Claro, todavía el pronto ex presidente tiene muchos cartuchos para gastar. Todavía puede apostar a dificultades económicas que desprestigien a los moderados de ambos partidos. Y puede encontrar, por decir así, sus Albertos Fernández, quienes lo ayuden a reunir a la oposición en torno del proyecto de volver al poder para “intentarlo de nuevo y hacerlo mejor”.
Pero lo que sucedió en estos días fue como si las cámaras de televisión lo hubieran sorprendido poniendo piedras en las manos de sus manifestantes para que sepultaran con ellas la legitimidad y bloquearan el funcionamiento del poder legislativo porque dejaba de controlarlo. Como si se hubiera descorrido el velo de su eficaz dispositivo comunicacional en el momento justo en que movía los hilos de su poder para bombardear el sistema mientras se presentaba como su víctima. Eso que tan bien han hecho, una y otra vez, los chavistas en Venezuela, Daniel Ortega en Nicaragua, los Kirchner entre nosotros, para poner solo algunos ejemplos.

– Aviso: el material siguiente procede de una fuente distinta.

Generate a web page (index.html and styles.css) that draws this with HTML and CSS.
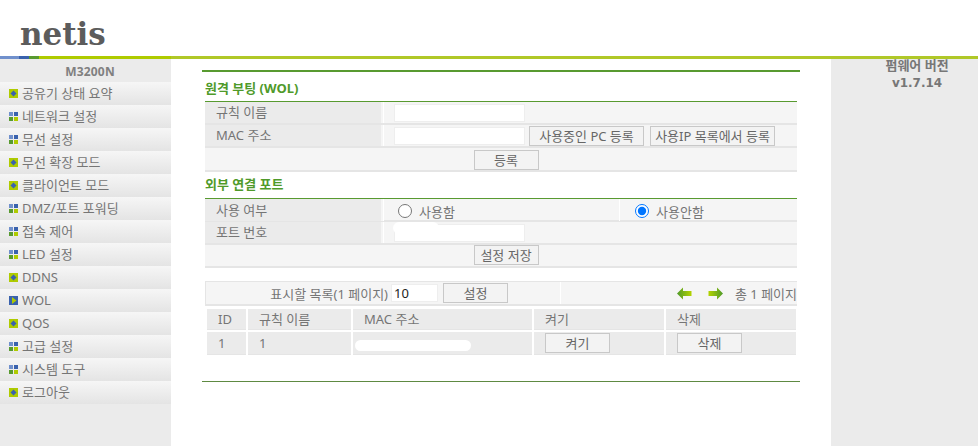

Será porque las instituciones de EEUU fueron más sólidas que las de estas otras democracias, o porque la sociedad norteamericana es más celosa de sus tradiciones liberales y procedimentalistas, porque a Trump y su gente les faltó imaginación y picardía peronista, o porque al menos una parte de los miembros de su partido se negó a plegarse a las tácticas fascistas con más determinación de lo que lo han hecho en general sus pares latinoamericanos contemporáneos, o por una combinación de todo eso, lo cierto es que el calor de masas con que Trump pretendió acompañar su último esfuerzo por evitar la salida del poder, o al menos disfrazarla de un “ataque contra el pueblo”, le salió al revés. Puso en evidencia que él y su gente están más en condiciones de organizar pésimas y luctuosas fiestas de disfraces que golpes institucionales. Los mostró tal cual son, a los ojos del mundo. Así que hay que agradecérselo.
Trump no tendrá el final que buscaba, en ninguna de sus variantes, por más que insista con sus caprichos y ahora se niegue a asistir al traspaso del mando. Lo que alentó a Alberto y a su infinita sabiduría a llevar al ridículo las muestras de simpatía por Biden. En un esfuerzo tal vez estéril porque no le recuerden lo mucho que su grupo y en particular su jefa se parecen a su predecesor ahora en desgracia. Disimular es algo que nuestros populistas radicalizados sí hacen, reconozcamos, mucho mejor que los trumpistas.